6. Die Regierung legt Wert darauf, dass die Kinder und Jugendlichen bereits in Kindergarten und Schule ganzheitlich integriert werden. Diese Haltung findet u.a. in den Richtlinien zur Förderung fremdsprachiger Kinder im Kanton Graubünden vom Dezember 2001 ihren Niederschlag. Seit 1988 Jahren unterstützt der Kanton zudem das Integrationsprojekt "dopo scuola" der Bündner Arbeitsgemeinschaft für die Betreuung von Ausländerinnen und Ausländern finanziell. Die Schaffung der Stelle einer oder eines Integrationsbeauftragten soll die Haltung der Regierung bezüglich der ganzheitlichen Integration von Ausländerinnen und Ausländern ab 2008 zusätzlich unterstreichen.

7. Zeigt sich im Verlauf eines Verfahrens beim jugendlichen Straftäter eine Massnahmebedürftigkeit (erzieherische Defizite, gestörte Beziehung zu den Eltern), so sieht das Jugendstrafgesetz die Aufsicht (Art. 12) und die persönliche Betreuung (Art. 13) vor. Diese Schutzmassnahmen sollen Eltern in ihrer Erziehungsaufgabe unterstützten. Ausserhalb von Jugendstrafverfahren greifen die vormundschaftlichen Kindesschutzmassnahmen gemäss Art. 307 ff. ZGB.

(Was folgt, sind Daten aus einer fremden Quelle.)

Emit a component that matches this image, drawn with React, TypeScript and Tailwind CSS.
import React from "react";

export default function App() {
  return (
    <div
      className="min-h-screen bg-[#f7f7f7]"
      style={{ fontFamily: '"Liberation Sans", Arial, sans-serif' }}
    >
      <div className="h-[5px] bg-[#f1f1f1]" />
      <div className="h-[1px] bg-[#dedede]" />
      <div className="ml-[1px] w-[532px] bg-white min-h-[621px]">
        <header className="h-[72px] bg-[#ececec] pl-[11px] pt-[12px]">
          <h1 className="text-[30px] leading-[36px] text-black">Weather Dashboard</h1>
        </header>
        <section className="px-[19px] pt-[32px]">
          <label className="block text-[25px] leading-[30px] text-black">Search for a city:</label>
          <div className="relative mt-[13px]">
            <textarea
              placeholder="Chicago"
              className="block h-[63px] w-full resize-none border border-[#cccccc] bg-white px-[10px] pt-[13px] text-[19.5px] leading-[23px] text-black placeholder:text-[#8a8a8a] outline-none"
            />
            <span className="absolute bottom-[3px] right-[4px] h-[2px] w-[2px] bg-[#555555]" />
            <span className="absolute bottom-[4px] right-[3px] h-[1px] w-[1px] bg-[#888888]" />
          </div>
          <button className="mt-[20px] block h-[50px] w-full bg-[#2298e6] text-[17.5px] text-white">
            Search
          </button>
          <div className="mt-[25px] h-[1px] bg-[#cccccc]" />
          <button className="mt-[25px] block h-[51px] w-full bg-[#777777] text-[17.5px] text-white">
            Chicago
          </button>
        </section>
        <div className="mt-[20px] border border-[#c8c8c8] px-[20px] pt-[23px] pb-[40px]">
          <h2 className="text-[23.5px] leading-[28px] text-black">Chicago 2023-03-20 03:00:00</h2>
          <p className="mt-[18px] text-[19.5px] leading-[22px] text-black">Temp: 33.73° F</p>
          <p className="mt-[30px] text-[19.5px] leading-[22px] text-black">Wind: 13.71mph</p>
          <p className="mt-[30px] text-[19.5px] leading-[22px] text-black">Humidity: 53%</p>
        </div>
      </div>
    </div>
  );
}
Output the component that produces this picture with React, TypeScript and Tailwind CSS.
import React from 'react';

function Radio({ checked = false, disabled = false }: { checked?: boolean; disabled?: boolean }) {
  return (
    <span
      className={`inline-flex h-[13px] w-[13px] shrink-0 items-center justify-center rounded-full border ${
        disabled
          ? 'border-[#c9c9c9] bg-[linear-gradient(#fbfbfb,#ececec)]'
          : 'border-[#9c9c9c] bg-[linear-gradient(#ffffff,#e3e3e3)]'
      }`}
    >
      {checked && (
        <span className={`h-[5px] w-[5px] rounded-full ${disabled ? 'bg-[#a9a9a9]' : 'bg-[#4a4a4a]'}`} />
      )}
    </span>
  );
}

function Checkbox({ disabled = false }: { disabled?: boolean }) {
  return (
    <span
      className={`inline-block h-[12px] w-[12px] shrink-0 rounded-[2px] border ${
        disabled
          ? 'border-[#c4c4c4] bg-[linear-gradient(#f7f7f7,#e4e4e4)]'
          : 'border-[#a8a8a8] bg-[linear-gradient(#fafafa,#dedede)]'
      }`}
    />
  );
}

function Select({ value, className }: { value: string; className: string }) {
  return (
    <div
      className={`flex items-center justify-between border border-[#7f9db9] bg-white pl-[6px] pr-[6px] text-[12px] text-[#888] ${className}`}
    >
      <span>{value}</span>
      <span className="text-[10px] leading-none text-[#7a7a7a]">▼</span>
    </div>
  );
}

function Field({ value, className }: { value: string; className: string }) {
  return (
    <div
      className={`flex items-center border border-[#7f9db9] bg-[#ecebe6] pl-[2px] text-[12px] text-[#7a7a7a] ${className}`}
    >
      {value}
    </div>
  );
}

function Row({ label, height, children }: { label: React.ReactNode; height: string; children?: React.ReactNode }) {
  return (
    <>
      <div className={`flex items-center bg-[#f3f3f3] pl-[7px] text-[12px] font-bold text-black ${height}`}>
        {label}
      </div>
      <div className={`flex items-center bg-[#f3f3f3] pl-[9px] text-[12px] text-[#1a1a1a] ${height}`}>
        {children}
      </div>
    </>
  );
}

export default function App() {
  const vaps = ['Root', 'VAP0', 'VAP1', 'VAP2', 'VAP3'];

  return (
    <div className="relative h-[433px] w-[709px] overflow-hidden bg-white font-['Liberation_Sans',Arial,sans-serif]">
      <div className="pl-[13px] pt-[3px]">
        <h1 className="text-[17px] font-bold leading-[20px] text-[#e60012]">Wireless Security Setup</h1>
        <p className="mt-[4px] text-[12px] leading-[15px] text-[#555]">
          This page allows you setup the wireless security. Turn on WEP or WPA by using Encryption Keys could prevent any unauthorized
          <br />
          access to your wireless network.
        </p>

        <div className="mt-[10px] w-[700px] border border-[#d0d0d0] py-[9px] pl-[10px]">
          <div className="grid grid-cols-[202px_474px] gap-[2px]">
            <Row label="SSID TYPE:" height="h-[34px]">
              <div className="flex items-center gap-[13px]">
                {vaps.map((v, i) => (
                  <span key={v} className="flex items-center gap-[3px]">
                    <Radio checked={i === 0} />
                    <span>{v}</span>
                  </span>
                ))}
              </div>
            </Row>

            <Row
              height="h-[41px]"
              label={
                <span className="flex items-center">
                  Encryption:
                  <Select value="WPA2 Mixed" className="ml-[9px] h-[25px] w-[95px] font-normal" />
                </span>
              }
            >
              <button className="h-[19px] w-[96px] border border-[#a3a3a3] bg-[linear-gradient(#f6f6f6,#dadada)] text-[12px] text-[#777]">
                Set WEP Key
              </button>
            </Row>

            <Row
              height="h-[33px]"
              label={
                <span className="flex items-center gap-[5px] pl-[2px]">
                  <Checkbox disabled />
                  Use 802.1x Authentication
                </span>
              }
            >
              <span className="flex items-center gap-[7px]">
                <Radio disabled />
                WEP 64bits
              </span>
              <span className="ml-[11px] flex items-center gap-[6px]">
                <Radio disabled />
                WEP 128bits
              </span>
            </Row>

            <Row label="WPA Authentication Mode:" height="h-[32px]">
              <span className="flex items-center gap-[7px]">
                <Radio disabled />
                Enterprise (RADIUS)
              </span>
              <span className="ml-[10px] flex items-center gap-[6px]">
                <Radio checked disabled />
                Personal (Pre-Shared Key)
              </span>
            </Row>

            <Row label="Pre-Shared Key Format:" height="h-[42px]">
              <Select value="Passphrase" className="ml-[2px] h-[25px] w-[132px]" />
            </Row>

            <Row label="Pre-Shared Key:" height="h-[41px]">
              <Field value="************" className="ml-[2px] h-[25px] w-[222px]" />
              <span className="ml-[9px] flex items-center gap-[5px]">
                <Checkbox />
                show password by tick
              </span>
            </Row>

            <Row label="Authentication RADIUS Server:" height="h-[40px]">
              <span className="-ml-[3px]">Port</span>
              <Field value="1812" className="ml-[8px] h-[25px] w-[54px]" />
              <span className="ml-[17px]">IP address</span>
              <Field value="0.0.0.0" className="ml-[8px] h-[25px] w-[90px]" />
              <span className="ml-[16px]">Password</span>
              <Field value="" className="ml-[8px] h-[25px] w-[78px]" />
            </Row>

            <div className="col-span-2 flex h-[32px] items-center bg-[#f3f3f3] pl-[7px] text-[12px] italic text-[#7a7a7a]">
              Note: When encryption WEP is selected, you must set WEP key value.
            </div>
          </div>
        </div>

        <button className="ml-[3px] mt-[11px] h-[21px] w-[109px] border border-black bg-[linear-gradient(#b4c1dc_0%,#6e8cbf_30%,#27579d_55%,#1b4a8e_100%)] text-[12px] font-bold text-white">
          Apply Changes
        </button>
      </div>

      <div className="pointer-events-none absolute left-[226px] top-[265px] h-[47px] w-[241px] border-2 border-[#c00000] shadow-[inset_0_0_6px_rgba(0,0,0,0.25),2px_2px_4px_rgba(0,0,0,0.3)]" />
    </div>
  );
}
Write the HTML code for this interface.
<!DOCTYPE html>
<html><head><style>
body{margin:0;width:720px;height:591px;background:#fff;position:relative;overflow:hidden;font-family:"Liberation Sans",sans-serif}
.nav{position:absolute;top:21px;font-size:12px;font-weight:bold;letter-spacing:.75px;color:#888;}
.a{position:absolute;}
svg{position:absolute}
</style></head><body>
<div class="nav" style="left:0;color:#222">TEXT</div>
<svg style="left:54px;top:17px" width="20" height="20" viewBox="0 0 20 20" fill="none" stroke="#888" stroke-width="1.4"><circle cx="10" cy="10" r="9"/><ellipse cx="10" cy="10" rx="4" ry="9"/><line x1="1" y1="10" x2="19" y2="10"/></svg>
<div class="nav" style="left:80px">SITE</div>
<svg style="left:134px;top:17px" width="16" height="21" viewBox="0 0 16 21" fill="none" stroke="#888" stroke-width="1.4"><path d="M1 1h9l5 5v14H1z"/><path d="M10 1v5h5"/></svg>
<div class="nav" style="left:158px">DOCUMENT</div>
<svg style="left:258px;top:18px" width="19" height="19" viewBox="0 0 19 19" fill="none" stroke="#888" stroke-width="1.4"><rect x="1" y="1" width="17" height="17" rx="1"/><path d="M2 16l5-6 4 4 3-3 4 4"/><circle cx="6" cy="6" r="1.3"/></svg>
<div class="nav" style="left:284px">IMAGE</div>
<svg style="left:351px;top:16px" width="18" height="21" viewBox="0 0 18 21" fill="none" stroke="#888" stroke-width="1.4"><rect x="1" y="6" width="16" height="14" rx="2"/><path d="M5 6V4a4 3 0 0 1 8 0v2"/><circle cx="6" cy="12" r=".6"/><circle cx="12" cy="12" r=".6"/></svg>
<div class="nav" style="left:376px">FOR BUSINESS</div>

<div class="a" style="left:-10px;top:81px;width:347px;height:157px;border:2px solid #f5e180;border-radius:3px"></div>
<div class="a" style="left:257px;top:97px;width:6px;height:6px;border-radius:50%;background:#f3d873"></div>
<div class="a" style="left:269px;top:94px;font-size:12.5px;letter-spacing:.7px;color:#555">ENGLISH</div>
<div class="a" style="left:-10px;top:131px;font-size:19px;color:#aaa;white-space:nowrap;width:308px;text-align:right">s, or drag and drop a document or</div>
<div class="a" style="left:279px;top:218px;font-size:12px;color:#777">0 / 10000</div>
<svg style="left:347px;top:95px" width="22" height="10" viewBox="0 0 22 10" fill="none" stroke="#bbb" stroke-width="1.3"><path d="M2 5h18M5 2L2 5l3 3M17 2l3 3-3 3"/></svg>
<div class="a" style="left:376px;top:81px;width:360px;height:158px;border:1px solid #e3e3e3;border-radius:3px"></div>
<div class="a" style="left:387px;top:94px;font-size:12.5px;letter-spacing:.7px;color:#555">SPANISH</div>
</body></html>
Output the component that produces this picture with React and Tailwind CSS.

8. Zwischen dem Kanton und den verschiedenen Regionen und Gemeinden besteht auf verschiedenen Ebenen (Familie und Erziehungsberatung, Polizei etc.) eine gute Zusammenarbeit. Von der eingeleiteten Optimierung der Zusammenarbeit werden zusätzliche Verbesserungen erwartet.